Animals are used by circus people whose talent is a million miles from that of genuine circus artists.

Their performances are all the more questionable as they force the animal to behave in completely unnatural ways: elephants made to stand on two legs, monkeys forced to parade in tutus, etc. The so-called "gentle" methods used to train the animals rapidly prove inadequate, as confirmed by certain tamers who have spoken out against the methods used:

"The animals are tortured for profit. We force them to stand with one leg in the air, to jump through a hoop. The public claps the first time, the second time… then they get bored, meaning we must constantly find new tricks. We’re all out to make money, no matter what we must inflict on the animals in the process…" (Paul Leroyer, former animal tamer)

"… the somersaulting dog is doing a trick that maybe ten other dogs were made to try before it and whose spine, because it was less strong, perhaps broke…" (Paul Reboux)

"Take a sugar lump out of your pocket from time to time and feed it to the animal: your pupil gives an excellent impression to the audience, who are convinced the animal enjoys doing its tricks, that it is well-cared for and pampered by its master from dawn to dusk, and that it loves this master more than anything in the world. This is the kind of thing we must do to hide the cruelty of our profession. If the public had any idea just how cruel it is, then all our shows would be banned." (Harry Collins, animal tamer)

Teaching the wrong lessons

The big top continues to showcase a regrettably neo-colonialist view of the world, where exotic animals such as camels, elephants and lions must give in to the tamer and the audience. What lessons do children draw from the ethnocentric picture that circuses paint? Should schools be taking their pupils to watch such presentations? For One Voice, the answer is no. The mixing of animals from different environments and countries, the unnatural postures they are forced to adopt, the artificial surroundings and the distorted vision of animal-human relationships offer children a perverted image of the animal world.

A legislative void

Many circuses do not hold the necessary certificates, authorising them to detain wild animals. Nor do they comply with the stipulations of the Washington Convention. They are quite simply breaking the law (these include Amar, C. Grüss and several Zavatta circuses).

In accordance with article 211 of the French Rural Code, a mayor is entitled to turn away circuses that detain non-domestic animals that are considered to be dangerous, and that do not comply with the law. This is virtually the only legislation in France that specifically covers the question of circus animals. One Voice is working for the adoption of much-needed legislation in this domain.

Our proposals

One Voice is campaigning for a ban on the presence of performing animals in travelling shows and circuses, and for the promotion of genuine circus arts that respect living creatures. The advantages of this would be to:

- oppose the exploitation and ill-treatment of performing animals and the existence of illegal circuses,

- promote "alternative" circuses that rely on human talent, creativity and imagination instead of animals,

- encourage a form of education that respects life and enables children to discover animals in their natural surroundings,

- eliminate the risk of accidents involving wild animals.

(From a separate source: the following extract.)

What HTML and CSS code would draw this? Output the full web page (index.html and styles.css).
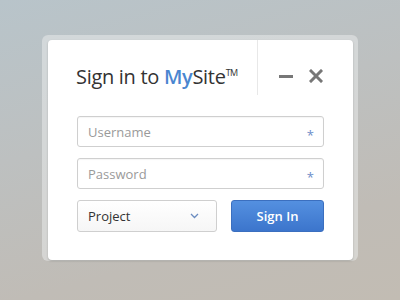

The first stages of this process to abolish the presence of performing animals in circuses could include:

- an end to the importation and breeding of the animals in question,

- gradual transfer of the animals to suitable refuges,

- implementation of a programme and subsidies to help circuses with animals develop new shows without animals.

It is our duty to see circus animals not as stars but as victims. You can actively help One Voice in its campaign by refusing to go to circuses that use performing animals, and instead encouraging "alternative" circuses such as Cirque du Soleil, Cirque Plume or Cirque Imagine (to name but three) whose shows superbly combine beauty with respect for life.